┌─ RAW DATA

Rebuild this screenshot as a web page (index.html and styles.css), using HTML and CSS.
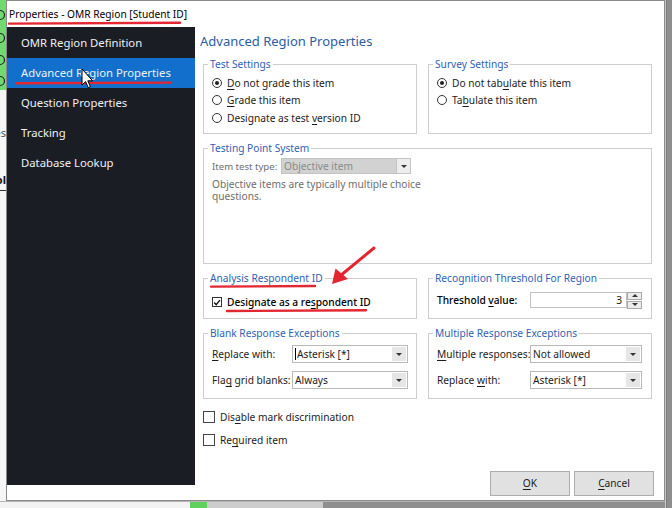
FILE: index.html
```html
<!DOCTYPE html>
<html>
<head>
<meta charset="utf-8">
<link rel="stylesheet" href="styles.css">
</head>
<body>
<div class="screen">
  <div class="desk-left">
    <div class="desk-green">
      <svg width="6" height="90" viewBox="0 0 6 90"><g fill="none" stroke="#222" stroke-width="1.2"><circle cx="0" cy="15" r="4.5"/><circle cx="0" cy="38" r="4.5"/><circle cx="0" cy="60" r="4.5"/><circle cx="0" cy="81" r="4.5"/></g></svg>
    </div>
    <div class="desk-white">
      <span class="frag frag-a">es</span>
      <span class="frag frag-b">ol</span>
      <span class="frag-line"></span>
    </div>
  </div>

  <div class="dialog">
    <div class="titlebar">Properties - OMR Region [Student ID]</div>
    <div class="dlg-body">
      <nav class="sidebar">
        <div class="nav-item">OMR Region Definition</div>
        <div class="nav-item active">Advanced Region Properties</div>
        <div class="nav-item">Question Properties</div>
        <div class="nav-item">Tracking</div>
        <div class="nav-item">Database Lookup</div>
      </nav>
      <div class="content">
        <div class="heading">Advanced Region Properties</div>
        <div class="groups">
          <fieldset class="grp">
            <legend>Test Settings</legend>
            <div class="pad-test">
              <div class="opt"><span class="radio on"></span><span><u>D</u>o not grade this item</span></div>
              <div class="opt"><span class="radio"></span><span><u>G</u>rade this item</span></div>
              <div class="opt"><span class="radio"></span><span>Designate as test <u>v</u>ersion ID</span></div>
            </div>
          </fieldset>
          <fieldset class="grp">
            <legend>Survey Settings</legend>
            <div class="pad-test">
              <div class="opt"><span class="radio on"></span><span>Do not tab<u>u</u>late this item</span></div>
              <div class="opt"><span class="radio"></span><span>Ta<u>b</u>ulate this item</span></div>
            </div>
          </fieldset>
          <fieldset class="grp span2">
            <legend>Testing Point System</legend>
            <div class="tp-row">
              <span class="tp-label">Item test type:</span>
              <span class="combo disabled w130"><span class="val">Objective item</span><span class="dd"></span></span>
            </div>
            <div class="desc">Objective items are typically multiple choice<br>questions.</div>
          </fieldset>
          <fieldset class="grp">
            <legend>Analysis Respondent ID</legend>
            <div class="pad-ari">
              <div class="opt dark"><span class="check on"><svg width="9" height="9" viewBox="0 0 9 9"><path d="M1.3 4.6 L3.6 6.9 L7.8 1.8" fill="none" stroke="#111" stroke-width="1.6"/></svg></span><span>Designate as a re<u>s</u>pondent ID</span></div>
            </div>
          </fieldset>
          <fieldset class="grp">
            <legend>Recognition Threshold For Region</legend>
            <div class="thr-row">
              <span class="lbl93 dark">Threshold <u>v</u>alue:</span>
              <span class="spin-input">3</span>
              <span class="spinner"><span class="sp-btn up"></span><span class="sp-btn down"></span></span>
            </div>
          </fieldset>
          <fieldset class="grp">
            <legend>Blank Response Exceptions</legend>
            <div class="form-rows">
              <div class="frow"><span class="lbl80"><u>R</u>eplace with:</span><span class="combo w116"><span class="val"><span class="caret"></span>Asterisk [*]</span><span class="dd"></span></span></div>
              <div class="frow"><span class="lbl80">Fla<u>g</u> grid blanks:</span><span class="combo w116"><span class="val">Always</span><span class="dd"></span></span></div>
            </div>
          </fieldset>
          <fieldset class="grp">
            <legend>Multiple Response Exceptions</legend>
            <div class="form-rows">
              <div class="frow"><span class="lbl93"><u>M</u>ultiple responses:</span><span class="combo w112"><span class="val">Not allowed</span><span class="dd"></span></span></div>
              <div class="frow"><span class="lbl93">Replace <u>w</u>ith:</span><span class="combo w112"><span class="val">Asterisk [*]</span><span class="dd"></span></span></div>
            </div>
          </fieldset>
        </div>
        <div class="checks">
          <div class="opt"><span class="check big"></span><span>Dis<u>a</u>ble mark discrimination</span></div>
          <div class="opt"><span class="check big"></span><span>Re<u>q</u>uired item</span></div>
        </div>
        <div class="buttons">
          <div class="btn"><u>O</u>K</div>
          <div class="btn"><u>C</u>ancel</div>
        </div>
      </div>
    </div>
  </div>

  <div class="desk-right"></div>
  <div class="desk-bottom"></div>

  <svg class="annot" width="672" height="508" viewBox="0 0 672 508">
    <g stroke="#e3262f" stroke-linecap="round" fill="none">
      <path d="M9 23.6 L180 22.8" stroke-width="2.4"/>
      <path d="M16 83.2 L171 82.6" stroke-width="2.4"/>
      <path d="M211 286.6 L315 286" stroke-width="2.4"/>
      <path d="M227 311 L366 310.2" stroke-width="2.4"/>
      <path d="M374 248 L340 276" stroke-width="3"/>
    </g>
    <polygon points="332,284 335.5,268.5 348,279" fill="#e3262f"/>
    <path d="M82 69 L82 85 L85.6 81.6 L88.2 87.6 L90.4 86.7 L87.8 80.8 L92.6 80.8 Z" fill="#fff" stroke="#000" stroke-width="1" stroke-linejoin="round"/>
  </svg>
</div>
</body>
</html>
```

FILE: styles.css
```css
* { box-sizing: border-box; }
html, body { margin: 0; padding: 0; background: #8c8c8c; }
.screen {
  position: relative;
  width: 672px;
  height: 508px;
  overflow: hidden;
  display: grid;
  grid-template-columns: 6px 659px 7px;
  grid-template-rows: 501px 7px;
  font-family: "Noto Sans", "Open Sans", sans-serif;
  font-size: 10.2px;
  color: #1c1c1c;
}
.desk-left { grid-column: 1; grid-row: 1; display: flex; flex-direction: column; overflow: hidden; }
.desk-green { height: 90px; background: #72d872; }
.desk-green svg { display: block; }
.desk-white { flex: 1; background: #f6f6f6; display: flex; flex-direction: column; align-items: flex-end; }
.frag { font-size: 11px; line-height: 14px; white-space: nowrap; }
.frag-a { margin-top: 36px; color: #555; }
.frag-b { margin-top: 33px; font-weight: 700; color: #111; }
.frag-line { align-self: stretch; height: 1px; background: #333; margin-top: 3px; }
.desk-right { grid-column: 3; grid-row: 1 / 3; background: linear-gradient(to right, #c9c9c9 0 1px, #7a7a7a 1px 2px, #8e8e8e 2px); }
.desk-bottom { grid-column: 1 / 3; grid-row: 2; background: linear-gradient(to right, #f3f3f3 0 190px, #5fcf5f 190px 207px, #cdcdcd 207px 323px, #8f8f8f 323px); border-top: 1px solid #b5b5b5; }

.dialog {
  grid-column: 2; grid-row: 1;
  background: #fff;
  border: 1px solid #8a8a8a;
  display: flex; flex-direction: column;
}
.titlebar {
  height: 26px;
  line-height: 27px;
  padding-left: 2px;
  font-size: 10.2px;
  color: #000;
  white-space: nowrap;
}
.dlg-body { flex: 1; display: flex; align-items: flex-start; }
.sidebar {
  width: 188px; height: 458px;
  background: #1b1d25;
  padding-top: 1px;
}
.nav-item {
  height: 30px; line-height: 30px;
  padding-left: 14px;
  color: #eef0f3;
  font-size: 11.3px;
  white-space: nowrap;
}
.nav-item.active { background: #1270cc; }

.content { flex: 1; padding: 4px 0 0 8px; }
.heading {
  margin-left: -3px;
  height: 20px; line-height: 20px;
  font-size: 13px;
  color: #2a5d9f;
  margin-bottom: 5px;
}
.groups {
  display: grid;
  grid-template-columns: 214px 224px;
  grid-template-rows: 78px 124px 49px 74px;
  column-gap: 11px;
  row-gap: 6px;
}
.grp {
  margin: 0; min-width: 0; height: 100%;
  border: 1px solid #cdcdcd;
  padding: 0 4px 0 8px;
}
.span2 { grid-column: 1 / 3; }
legend {
  margin-left: -4px;
  padding: 0 2px;
  line-height: 16px;
  color: #2f62b3;
  white-space: nowrap;
}
u { text-decoration-thickness: 1px; text-underline-offset: 1.5px; }
.pad-test { padding-top: 2px; }
.opt { display: flex; align-items: center; gap: 5px; height: 17.5px; white-space: nowrap; }
.radio {
  width: 10px; height: 10px; border: 1px solid #333; border-radius: 50%;
  display: inline-flex; align-items: center; justify-content: center; flex: none;
}
.radio.on::after { content: ""; width: 4px; height: 4px; border-radius: 50%; background: #222; }
.check {
  width: 10px; height: 10px; border: 1px solid #333; flex: none;
  display: inline-flex; align-items: center; justify-content: center; background: #fff;
}
.check.big { width: 12px; height: 12px; border-color: #444; }
.dark { color: #000; font-weight: 500; }

.tp-row { display: flex; align-items: center; margin-top: 2px; height: 16px; }
.tp-label { width: 69px; color: #707070; white-space: nowrap; font-size: 9.6px; }
.desc { margin-top: 4px; line-height: 12px; color: #6e6e6e; }

.combo {
  height: 18px; display: flex; border: 1px solid #b9b9b9; background: #fff;
}
.combo .val { flex: 1; padding-left: 2px; line-height: 15px; white-space: nowrap; display: flex; align-items: center; }
.combo .dd {
  width: 14px; margin: 1px; background: #e6e6e6;
  display: flex; align-items: center; justify-content: center;
}
.combo .dd::after {
  content: ""; border-left: 3px solid transparent; border-right: 3px solid transparent; border-top: 3px solid #333;
}
.combo.disabled { height: 16px; background: #d2d2d2; border-color: #c4c4c4; }
.combo.disabled .val { color: #8a8a8a; }
.combo.disabled .dd { background: #ededed; margin: 0; border-left: 1px solid #c4c4c4; }
.w130 { width: 130px; }
.w116 { width: 116px; }
.w112 { width: 112px; }
.caret { width: 1px; height: 12px; background: #000; margin-right: 1px; }

.pad-ari { padding-top: 7px; }
.opt.dark { height: 18px; }

.thr-row { display: flex; align-items: center; margin-top: 5px; height: 18px; }
.lbl93 { width: 93px; white-space: nowrap; }
.lbl80 { width: 80px; white-space: nowrap; }
.spin-input {
  width: 97px; height: 16px; border: 1px solid #c2c2c2; text-align: right; padding-right: 4px; line-height: 14px;
}
.spinner { display: flex; flex-direction: column; gap: 1px; width: 15px; height: 17px; }
.sp-btn { flex: 1; border: 1px solid #a9a9a9; background: #ececec; display: flex; align-items: center; justify-content: center; }
.sp-btn.up::after { content: ""; border-left: 3px solid transparent; border-right: 3px solid transparent; border-bottom: 3px solid #333; }
.sp-btn.down::after { content: ""; border-left: 3px solid transparent; border-right: 3px solid transparent; border-top: 3px solid #333; }

.form-rows { padding-top: 4px; display: flex; flex-direction: column; gap: 8px; }
.frow { display: flex; align-items: center; }

.checks { margin-top: 9px; display: flex; flex-direction: column; gap: 5px; }
.checks .opt { height: 18px; gap: 5px; }
.buttons { margin-top: 22px; display: flex; justify-content: flex-end; gap: 4px; margin-right: 10px; }
.btn {
  width: 80px; height: 25px; line-height: 23px; text-align: center;
  background: #e1e1e1; border: 1px solid #adadad;
}
.annot { position: absolute; left: 0; top: 0; pointer-events: none; }
```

└─

### REQUEST
Using the listing above, show every line that includes the string "styles".

### RESULT BELOW
Rebuild this screenshot as a web page (index.html and styles.css), using HTML and CSS.
<link rel="stylesheet" href="styles.css">
FILE: styles.css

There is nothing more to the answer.